L’un des moments les plus intrigants de l’EP est la reprise de Operator (That’s Not the Way It Feels) de Jim Croce. Reprendre un classique est toujours risqué, surtout une chanson aussi emblématique et poignante que celle-ci. Mais Horton évite l’écueil de l’imitation en proposant une lecture émotionnelle inédite. Plutôt que de conserver le ton narratif de Croce, il ralentit le tempo et accentue le chagrin latent, révélant la douleur entre les lignes. Sa version, dépouillée et mélancolique, frôle le cinéma. Les paroles, déjà chargées, prennent une dimension nouvelle : il ne s’agit plus d’un simple appel téléphonique, mais d’un deuil non résolu. Un hommage audacieux, profondément personnel, qui redonne vie à une œuvre ancienne.
"Never Know Why" est un autre point fort, tant sur le plan musical qu’émotionnel. Ce duo avec Vesper Stockwell — collaboratrice artistique et partenaire de Horton — brille par sa complicité vocale. Leurs voix s’enlacent avec une intimité naturelle, comme deux fragments d’un miroir brisé cherchant à se refléter. La structure du morceau rappelle une conversation, chaque couplet offrant un point de vue différent sur un amour inexplicable. Pas de cris, pas de conflits : seulement une tendresse résignée tissée dans la mélodie. L’arrangement est volontairement discret, pour mieux mettre en avant le dialogue vocal. On sent que cette histoire a été vécue. Ce morceau est l’un des plus nuancés émotionnellement de l’EP.
L’EP se clôt avec une nouvelle version de "Space and Time," initialement sortie en single en 2023. Là où la version originale explorait des textures ambiantes, cette nouvelle mouture recentre la chanson sur l’essentiel. C’est une conclusion méditative — des arpèges de piano délicats soutiennent un texte évoquant l’éloignement comme prétexte à une rupture douce. La voix de Horton y est particulièrement touchante ; une légère vibration trahit l’émotion contenue. En guise de final, c’est parfaitement cohérent : pas d’apothéose, mais la lente révélation que certains amours se fanent non pas dans le tumulte, mais dans le silence. "Space and Time" ne donne pas de réponses, seulement des questions — une signature de Horton, qui préfère l’authenticité du désordre à la facilité des fins heureuses.

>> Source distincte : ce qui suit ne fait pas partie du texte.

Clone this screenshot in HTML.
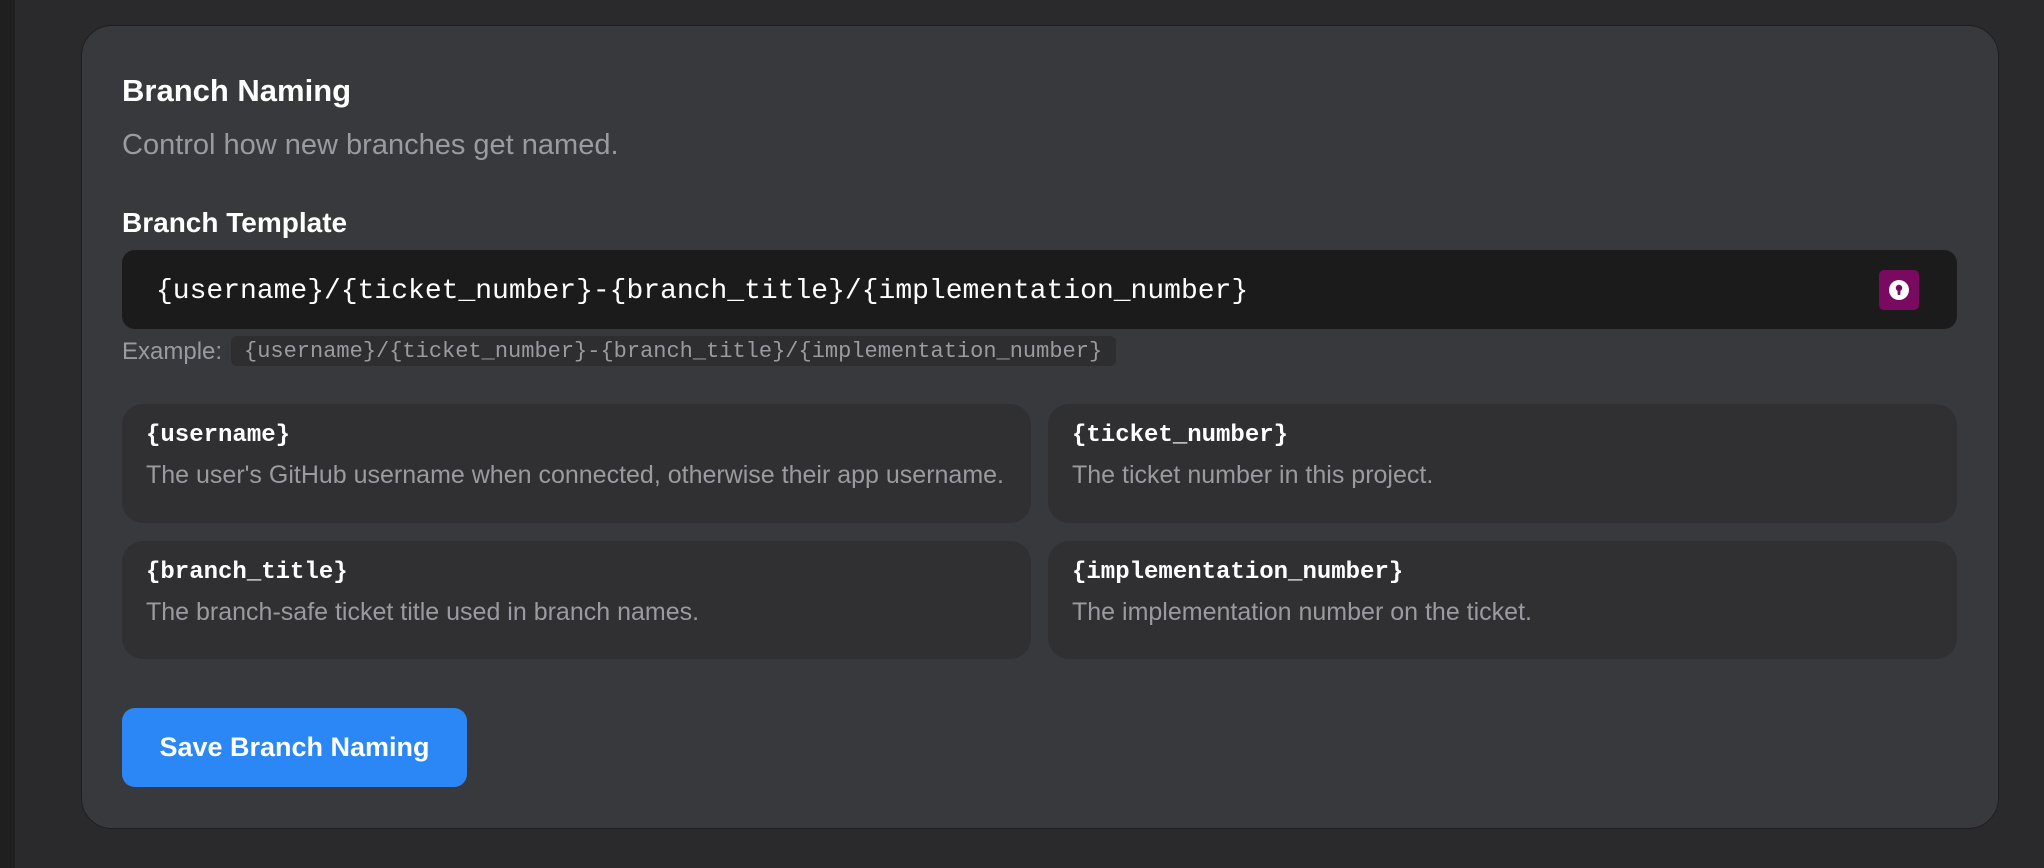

Ce qui rend "Imperfections" véritablement captivant, c’est sa cohérence émotionnelle. Chaque chanson existe pleinement en soi, mais l’ensemble compose un arc narratif fait de douleur, de résilience et de transformation. Le parcours atypique de Horton — pianiste classique, ancien avocat, entrepreneur en tech — imprègne sa musique d’une maturité rare. Il ne cherche ni le hit radio ni la tendance : il offre une fenêtre sur son âme. La production, épurée et élégante, met l’écriture au premier plan. Et si l’EP est profondément personnel, il n’est jamais nombriliste. Horton a ce don de rendre son histoire intime universelle.
Avec "Imperfections," Jack Horton ne se contente pas d’aligner des chansons : il nous livre un journal musical de reconstruction. Il ne s’agit pas ici de triomphe ou de perfection, mais de présence sincère — malgré les cicatrices. En nous invitant à écouter ses fissures, il nous donne la permission d’aimer les nôtres. C’est un disque qui respire l’honnêteté émotionnelle, la finesse littéraire et le savoir-faire musical. Si vous avez connu la rupture ou simplement soif de vérité en musique, Imperfections vous rappellera que c’est dans les failles que la lumière entre.